The Supreme Court also remanded Robertsons conviction to the lower court so the indictment can be dismissed and the lien can be cancelled.
Judicial Watch and the AEF had asked the Supreme Court to review the ruling by the U.S. Court of Appeals for the Ninth Circuit that upheld Robertsons conviction, because that decision affirmed illegal agency actions in prosecuting Joseph Robertson based on a misreading of federal law. The Court should take this opportunity to correct the confusion in overbroad interpretations of the Clear Water Act, which have led to unjust prosecutions and federal intrusions into both state authority and individual liberty.
The brief was filed in the case of Robertson v. United States, Case No. 18-609, 587 U.S. __ (2019). This was an appeal of the Ninth Circuit decision in United States v. Robertson, 875 F.3d 1281, 1285 (9th Cir. 2017).
Judicial Watch asserted in its filing that the ditches Robertson dug sat on what a federal agency defines as wetlands and were situated on or near a small downhill water flow of about three garden hoses in volume. Mr. Robertson was not engaged in manufacturing or any other industrial activity which would release chemicals or waste into the water, but under the federal Clean Water Act even turning the soil with a shovel can be considered to be releasing a pollutant into water.
In their brief, JW and the AEF suggest that the issue is larger than Robertsons personal plight, that it also involves the separation of powers among Congress, the Executive Branch and the Supreme Court.
Judicial Watch and AEF also note that the Supreme Court itself has introduced confusion into the issue of adjacent wetlands, point source, and navigable waters.
Also, matters like those involving Robertson properly belong with the state, not the federal government.
The brief argues that the Congress has been all too willing to forego its Constitutional duty and defer to federal agencies.

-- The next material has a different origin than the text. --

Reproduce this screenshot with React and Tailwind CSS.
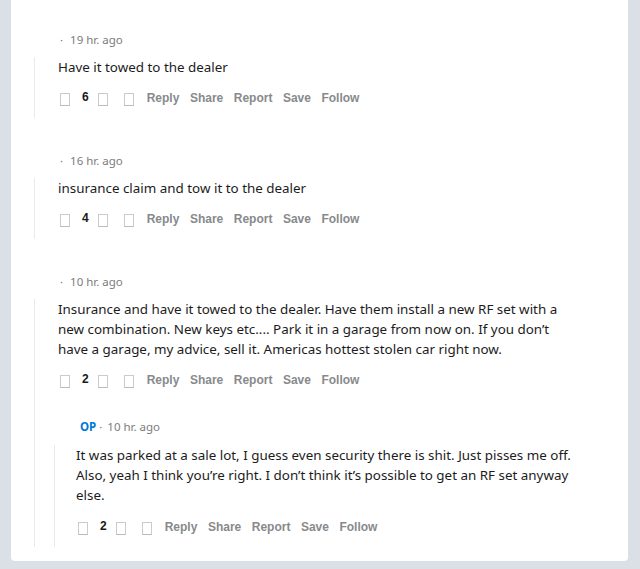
import React from "react";

const comments = [
  {
    id: 1,
    time: "19 hr. ago",
    body: "Have it towed to the dealer",
    score: 6,
  },
  {
    id: 2,
    time: "16 hr. ago",
    body: "insurance claim and tow it to the dealer",
    score: 4,
  },
  {
    id: 3,
    time: "10 hr. ago",
    body: "Insurance and have it towed to the dealer. Have them install a new RF set with a new combination. New keys etc.... Park it in a garage from now on. If you don\u2019t have a garage, my advice, sell it. Americas hottest stolen car right now.",
    score: 2,
    replies: [
      {
        id: 4,
        op: true,
        time: "10 hr. ago",
        body: "It was parked at a sale lot, I guess even security there is shit. Just pisses me off. Also, yeah I think you\u2019re right. I don\u2019t think it\u2019s possible to get an RF set anyway else.",
        score: 2,
      },
    ],
  },
];

const Box = ({ className = "" }) => (
  <span className={`inline-block w-[10px] h-[13px] border border-[#c9cbcd] border-b-[#b9bbbd] mt-[2px] ${className}`} />
);

const Actions = ({ score, className = "" }) => (
  <div className={`flex items-center h-6 text-xs font-bold font-['Liberation_Sans',Arial,sans-serif] ${className}`}>
    <Box />
    <span className="ml-[12px] text-[#1a1a1b] relative -top-[1px]">{score}</span>
    <Box className="ml-[9px]" />
    <Box className="ml-[16px]" />
    <div className="ml-[13px] flex gap-[10.5px] text-[#878a8c]">
      <span>Reply</span>
      <span>Share</span>
      <span>Report</span>
      <span>Save</span>
      <span>Follow</span>
    </div>
  </div>
);

const Reply = ({ c }) => (
  <div className="pl-[19px] mt-[27px]">
    <div className="h-4 leading-4 text-[11.5px] pl-[26px] flex items-center text-[#7c7c7c]">
      {c.op && <span className="font-bold text-[#0079d3]">OP</span>}
      <span className="ml-[3px] mr-[5px]">·</span>
      <span>{c.time}</span>
    </div>
    <div className="mt-[10px] border-l border-[#e8eaec] pb-2">
      <p className="pl-[21px] text-[13.4px] leading-5 text-[#1c1c1c]">{c.body}</p>
      <Actions score={c.score} className="mt-[10px] pl-[23px]" />
    </div>
  </div>
);

const Comment = ({ c, first }) => (
  <div className={`pl-[23px] ${first ? "" : "mt-[35px]"}`}>
    <div className="h-4 leading-4 text-[11.5px] pl-[26px] flex items-center text-[#7c7c7c]">
      <span className="mr-[7px]">·</span>
      <span>{c.time}</span>
    </div>
    <div className={`mt-[9px] border-l border-[#e8eaec] ${c.replies ? "" : "pb-2"}`}>
      <p className="pl-[23px] text-[13.4px] leading-5 text-[#1c1c1c]">{c.body}</p>
      <Actions score={c.score} className="mt-[9px] pl-[25px]" />
      {c.replies && c.replies.map((r) => <Reply key={r.id} c={r} />)}
    </div>
  </div>
);

export default function App() {
  return (
    <div className="min-h-[569px] w-full bg-[#dae0e6] pl-[11px] pr-[12px] pb-[8px] font-['Noto_Sans',sans-serif]">
      <div className="bg-white rounded-b-[4px] pt-[32px] pb-[14px] pr-[50px]">
        {comments.map((c, i) => (
          <Comment key={c.id} c={c} first={i === 0} />
        ))}
      </div>
    </div>
  );
}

[It was not foreseen that] the judiciary could eventually aid and abet the complete sacrificing of power by one of those two branches, effectively leaving a one-branch government where the founders intended three. When the Court goes too far in reading statutes as broadly assigning sweeping interpretative power to agencies, this allows Congress to give up power altogether and to stop the necessary work of revising and repealing statutes. Congress has proven itself either willing to give up those powers or unable to stop itself from doing so, preferring to ask the executive branch to reinterpret or reimagine statutes in ever more creative ways while sparing members of Congress the pain of accountability for national policy. The Court should not countenance this upending of the constitutional order.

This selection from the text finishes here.